Мировая общественность получила убедительное доказательство того, что попустительство агрессору ведёт не к миру в Европе, а к развязыванию новой войны. Реакция СССР, Англии, Франции, США на уничтожение Чехо–Словакии по сути была однозначно негативной, осуждающей агрессию Германии, но по форме — разной. СССР фактически уже 15 марта, т. е. в день оккупации чешских земель и вступления немецких войск в Прагу, выступил с осуждением ликвидации Чехословацкого государства. В газете «Правда» за подписью «Обозреватель» появилась статья «Новый акт агрессии в Центральной Европе», написанная, очевидно, на основе ночных сообщений телеграфных агентств о начале оккупации чешских земель. В ней подчёркивалось: «Цель этого очередного агрессивного акта — окончательно ликвидировать чехословацкое государство, раздробить его, превратить в придаток “Третьей империи”. Новый акт агрессии германского фашизма сразу опрокинул послемюнхенское “равновесие” в Центральной и Юго–Восточной Европе, которым так восхищались лондонские и парижские “миротворцы”. Новый акт агрессии делает и без того напряжённое положение в Центральной Европе ещё менее устойчивым, ещё более чреватым новыми конфликтами и столкновениями»[56].
16 марта немецкий посол Фридрих Вильгельм фон дер Шуленбург вручил председателю советского правительства Вячеславу Молотову ноту, в которой до сведения кремлёвского руководства доводилось «соглашение», подписанное в ночь на 15 марта в Берлине, говорилось о вступлении немецких войск на территорию чешских земель и установлении над ними германского протектората.
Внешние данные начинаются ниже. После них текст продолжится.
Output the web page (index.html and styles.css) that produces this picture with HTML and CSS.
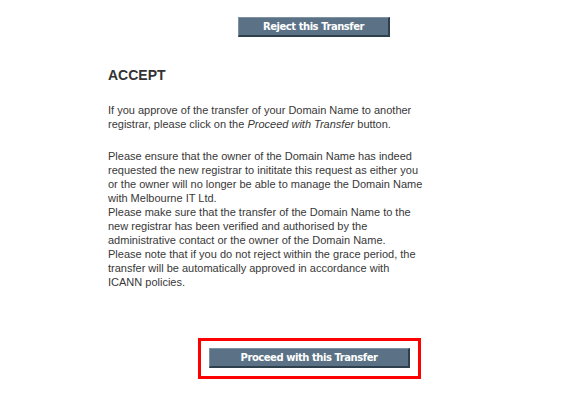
FILE: index.html
```html
<!DOCTYPE html>
<html>
<head>
<meta charset="utf-8">
<link rel="stylesheet" href="styles.css">
</head>
<body>
<div class="page">
  <div class="reject-row">
    <button class="btn btn-reject">Reject this Transfer</button>
  </div>
  <div class="content">
    <h2 class="title">ACCEPT</h2>
    <p class="para">If you approve of the transfer of your Domain Name to another<br>registrar, please click on the <i>Proceed with Transfer</i> button.</p>
    <p class="para">Please ensure that the owner of the Domain Name has indeed<br>requested the new registrar to inititate this request as either you<br>or the owner will no longer be able to manage the Domain Name<br>with Melbourne IT Ltd.<br>Please make sure that the transfer of the Domain Name to the<br>new registrar has been verified and authorised by the<br>administrative contact or the owner of the Domain Name.<br>Please note that if you do not reject within the grace period, the<br>transfer will be automatically approved in accordance with<br>ICANN policies.</p>
  </div>
  <div class="proceed-row">
    <div class="highlight">
      <button class="btn btn-proceed">Proceed with this Transfer</button>
    </div>
  </div>
</div>
</body>
</html>
```
FILE: styles.css
```css
html, body {
  margin: 0;
  padding: 0;
  background: #ffffff;
}
.page {
  width: 566px;
  height: 410px;
  font-family: "Liberation Sans", Arial, sans-serif;
  color: #383838;
}
.reject-row {
  padding: 17px 0 0 238px;
  display: flex;
}
.btn {
  box-sizing: border-box;
  font-family: "DejaVu Sans", Verdana, sans-serif;
  font-weight: bold;
  font-size: 10px;
  color: #ffffff;
  background: #5b7286;
  border-style: solid;
  border-width: 1px 2px 2px 1px;
  border-color: #7d93a4 #2e3f4e #2e3f4e #7d93a4;
  padding: 0;
  margin: 0;
  height: 20px;
  display: flex;
  align-items: center;
  justify-content: center;
  letter-spacing: -0.45px;
}
.btn-reject {
  width: 152px;
}
.content {
  padding-left: 108px;
}
.title {
  margin: 0;
  padding-top: 30px;
  font-size: 14px;
  line-height: 16px;
  font-weight: bold;
  color: #333333;
}
.para {
  margin: 20px 0 0 0;
  font-size: 11px;
  line-height: 14px;
}
.para + .para {
  margin-top: 18px;
}
.proceed-row {
  padding: 49px 0 0 198px;
  display: flex;
}
.highlight {
  border: 3px solid #ff0000;
  padding: 7px 8px 8px 8px;
  width: 201px;
}
.btn-proceed {
  width: 201px;
}
```
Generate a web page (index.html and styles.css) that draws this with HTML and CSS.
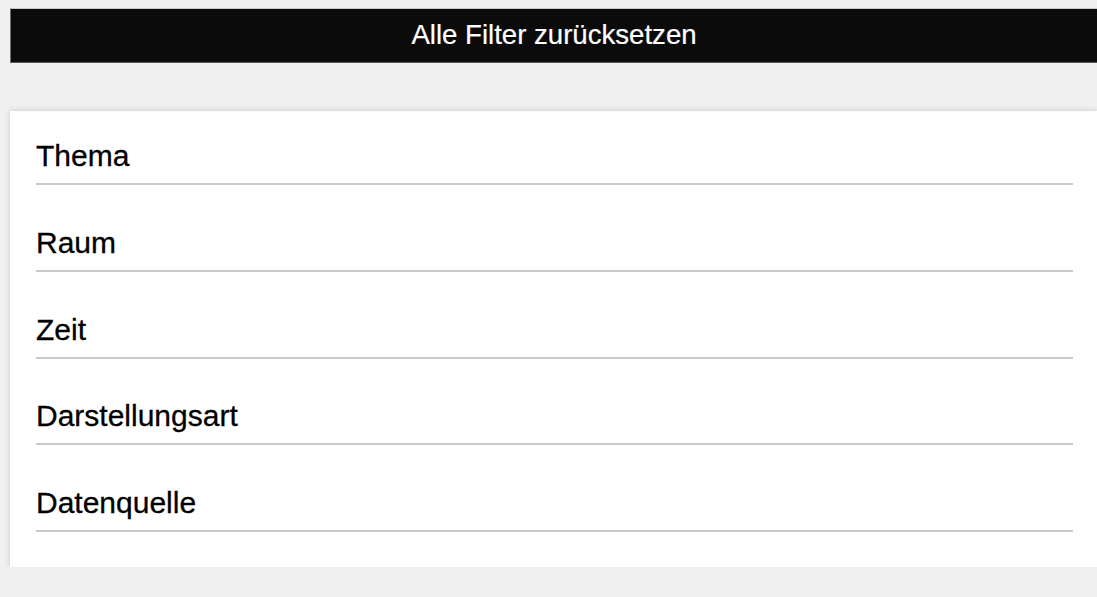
FILE: index.html
```html
<!DOCTYPE html>
<html lang="de">
<head>
<meta charset="utf-8">
<title>Filter</title>
<link rel="stylesheet" href="styles.css">
</head>
<body>
<div class="page">
  <button class="reset-btn" type="button">Alle Filter zurücksetzen</button>
  <div class="filter-card">
    <div class="filter-row">Thema</div>
    <div class="filter-row">Raum</div>
    <div class="filter-row">Zeit</div>
    <div class="filter-row">Darstellungsart</div>
    <div class="filter-row">Datenquelle</div>
  </div>
</div>
</body>
</html>
```

FILE: styles.css
```css
html, body {
  margin: 0;
  padding: 0;
  background: #f0f0f0;
  overflow: hidden;
}

.page {
  padding: 8px 0 0 10px;
  display: flex;
  flex-direction: column;
  gap: 48px;
  font-family: "Liberation Sans", Arial, sans-serif;
}

.reset-btn {
  width: 1088px;
  height: 55px;
  margin: 0;
  background: #0b0b0b;
  color: #ffffff;
  font-family: "Liberation Sans", Arial, sans-serif;
  font-size: 27.6px;
  -webkit-text-stroke: 0.2px #ffffff;
  border: 1px solid #6e6e6e;
  border-top-color: #c9c9c9;
  border-bottom-color: #5a5a5a;
  padding: 0 0 1px 0;
  text-align: center;
  cursor: pointer;
}

.filter-card {
  width: 1088px;
  box-sizing: border-box;
  background: #ffffff;
  box-shadow: 0 0 6px rgba(0, 0, 0, 0.16);
  padding: 17px 25px 35px 26px;
  display: flex;
  flex-direction: column;
  gap: 29.8px;
}

.filter-row {
  font-size: 30px;
  line-height: 34px;
  color: #000000;
  -webkit-text-stroke: 0.3px #000000;
  padding: 11px 0 10px 0;
  border-bottom: 2px solid #c9c9c9;
}
```
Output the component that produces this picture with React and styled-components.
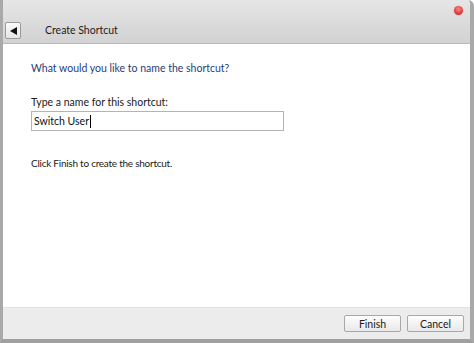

В новой немецкой ноте от 17 марта содержался указ фюрера о статусе этой территории. Во вступительной части указа о Чехословакии говорилось как об искусственном государственном образовании, являвшемся очагом постоянного беспокойства, как о государстве, которое «доказало свою внутреннюю нежизнеспособность»[57] и «подверглось фактическому распаду». Поэтому, дескать, «германская империя решила вмешаться категорическим образом в целях восстановления основ разумного порядка в Центральной Европе»[58]. Согласно сообщению советского генконсула в Праге Владимира Яковлева в НКИД Протекторат Богемия и Моравия занимал площадь 49 362 кв. км и имел 6,8 млн населения[59].